The training data is stored in a HDF5 file `Soderfjarden_training_data.h5`, it has following data sets:

 - `spectra`: a matrix, which dimensions are (23754, 15). Notice that two first values are the x and y coordinates of the pixel. Do not use them for classification, but use only following 13 channels. Construct a design matrix X (23754,13) by slicing this data.
 - `labels`: The expert segmented labels (23754, 1), the true values, the ground truth. This is the y-vector which you try to predict
 - `colnames`: The name of the columns (15,1), if you need them. Contains the band names, shown in he table above, plus the name of the x and y coordinate columns.
 - `wavelengths`: The wavelengts of each band (13,1), the same shown in the table above.
 - The HDF5 includes also a data attribute called `timestamp`, which contains the time when the image was acquired.

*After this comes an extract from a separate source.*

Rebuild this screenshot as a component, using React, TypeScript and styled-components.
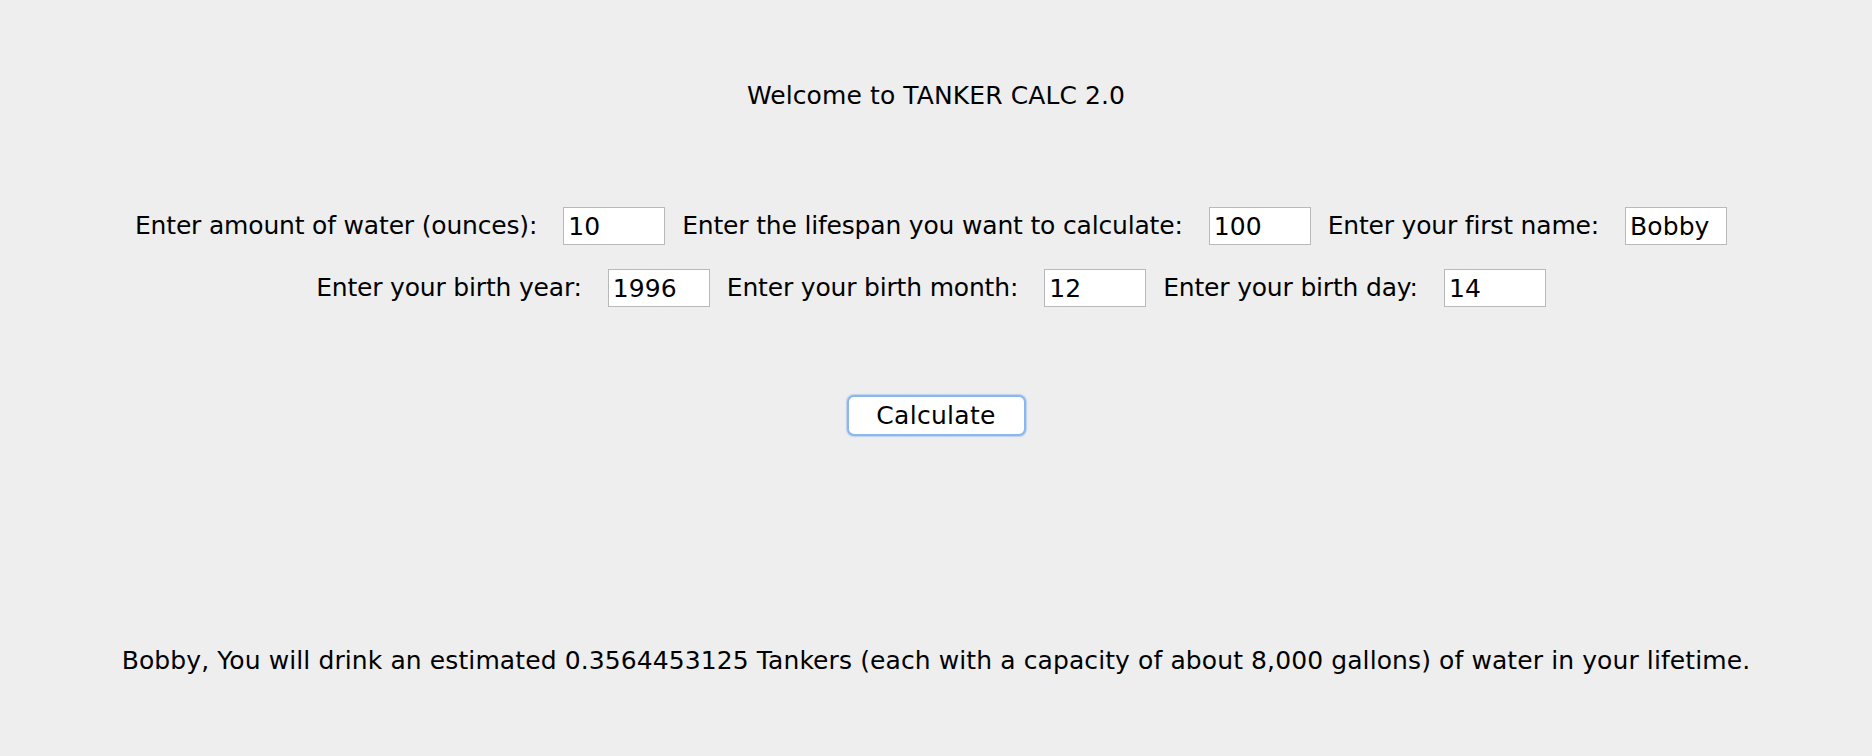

If you can't remember how to read HDF5 file, refer to excercise 3.

### Make training set and test set
Separate your data X and y to training set (X_train, y_train) which contains 75% of the data and to the test set X_test, y_test which contains 25% of the data.

In [2]:
##>>> Some code for bootstrap
import matplotlib.pyplot as plt
import pandas as pd
import numpy as np
import h5py


In [1]:
## >> Some tests, do not change
assert(X.shape==(23754,13))
assert(y.shape==(23754,))

NameError: name 'X' is not defined

## Task 2

- Study the data, select a classifier, and train it using the training data.
- Use cross validatin to test the performance of the classifier and tune it's parameters as good as you can
- Finally test the classifier with the test set
- Report the classification accuracy in the training set, cross validation score and accuracy in the test set
- Plot also the confusion matrix when predicting the test set. 
- What is your opinion of the performance? Is there signs of overfitting?

In [127]:
### >>>>> Write your code here


In [129]:
### >>>> Some testing
# Your classifier should reach above 90% of accuracy in the test set

## Task 3, Select the best channels

Like it often is, some features are more important for classification than the others. 

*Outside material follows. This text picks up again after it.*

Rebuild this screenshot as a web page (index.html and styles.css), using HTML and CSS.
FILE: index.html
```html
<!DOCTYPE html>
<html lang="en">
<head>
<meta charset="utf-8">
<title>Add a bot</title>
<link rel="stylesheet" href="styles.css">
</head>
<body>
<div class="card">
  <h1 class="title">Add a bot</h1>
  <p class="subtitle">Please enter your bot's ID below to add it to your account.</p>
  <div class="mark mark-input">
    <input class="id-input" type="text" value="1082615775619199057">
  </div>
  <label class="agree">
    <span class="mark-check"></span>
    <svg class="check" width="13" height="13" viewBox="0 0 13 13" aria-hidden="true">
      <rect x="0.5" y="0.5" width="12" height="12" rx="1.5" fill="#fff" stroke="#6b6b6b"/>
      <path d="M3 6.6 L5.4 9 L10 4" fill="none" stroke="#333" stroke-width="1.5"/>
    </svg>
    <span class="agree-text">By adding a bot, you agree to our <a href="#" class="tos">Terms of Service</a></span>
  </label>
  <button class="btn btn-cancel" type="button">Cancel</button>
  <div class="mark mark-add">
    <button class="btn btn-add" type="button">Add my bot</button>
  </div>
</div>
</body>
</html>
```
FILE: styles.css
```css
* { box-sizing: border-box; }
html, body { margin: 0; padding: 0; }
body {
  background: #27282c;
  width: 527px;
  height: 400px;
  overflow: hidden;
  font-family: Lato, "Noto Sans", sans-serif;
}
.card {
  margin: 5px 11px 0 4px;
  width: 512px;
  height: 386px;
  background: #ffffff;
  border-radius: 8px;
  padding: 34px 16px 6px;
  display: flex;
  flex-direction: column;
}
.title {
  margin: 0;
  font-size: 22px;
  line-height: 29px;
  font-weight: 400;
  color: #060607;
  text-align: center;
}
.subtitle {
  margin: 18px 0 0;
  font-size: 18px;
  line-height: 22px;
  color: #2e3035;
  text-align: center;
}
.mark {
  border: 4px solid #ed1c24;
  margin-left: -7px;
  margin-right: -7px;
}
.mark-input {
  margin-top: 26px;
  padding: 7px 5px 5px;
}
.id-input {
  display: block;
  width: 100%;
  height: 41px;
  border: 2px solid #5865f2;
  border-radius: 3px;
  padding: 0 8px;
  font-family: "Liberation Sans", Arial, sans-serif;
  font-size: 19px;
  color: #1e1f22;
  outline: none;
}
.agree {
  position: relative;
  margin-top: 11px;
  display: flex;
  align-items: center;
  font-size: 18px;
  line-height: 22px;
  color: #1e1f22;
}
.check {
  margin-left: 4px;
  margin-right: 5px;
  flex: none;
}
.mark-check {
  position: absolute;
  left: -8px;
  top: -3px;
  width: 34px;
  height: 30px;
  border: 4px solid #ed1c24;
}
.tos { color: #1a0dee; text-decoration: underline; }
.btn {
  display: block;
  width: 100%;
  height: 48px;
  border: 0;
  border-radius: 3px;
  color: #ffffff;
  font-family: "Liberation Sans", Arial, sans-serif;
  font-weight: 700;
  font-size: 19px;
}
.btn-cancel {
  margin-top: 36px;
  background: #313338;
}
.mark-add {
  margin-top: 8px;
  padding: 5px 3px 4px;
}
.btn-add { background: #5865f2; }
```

- Study which channels are the most important for the classification. You can use LASSO or Elastic Nets to select variables (SelectFromModel), as shown in the lecture notes of Module 6, or ir you use random forests (Extratrees, or boosted trees), they already keep account on most often used features, see also lecture notes of Module 6.
- Plot of scatter plot of pixels in the training set, using two most important features

In [108]:
# >> Write your code here


In [121]:
### >>> Some testing
# It seems that there are only a few bands which are sufficient for classification. 
# Threfore you should get pretty nice separation of clusters in the scatter plot
# You can also try to plot a scatter plot with PCA

## Task 4, Extra task

Now you have trained a classifier to perform well in the trainig data. It is time to put it in actual work.
 - Read the data of the whole image from another HDF5 file `Soderfjarden_image.h5`. It has the same structure as the training data file, except few differences
   - There is no labels available, since the whole image is not labeled
   - There is no pixel coordinates in the begining of spectra matrix, but only n samples and 13 channels
   - There are also two additional attributes (width=924, height=630) which shows the image dimensions
 - Predict all values in the image, and store the results in vector y
 - Convert y to numerical, so that each class is described by a unique integer
 - Reshape y to image shape `image=y.reshape(630,924)`
 - Plot the image `plt.imshow(img)`

In [1]:
###>>> Write your code here


In [3]:
##>>> SOme testing
# You should see that all pixels are now assigned to some classes. You can compare with the original
# image and try to find out if the classification looks good.
# If it does not, how it could be improved?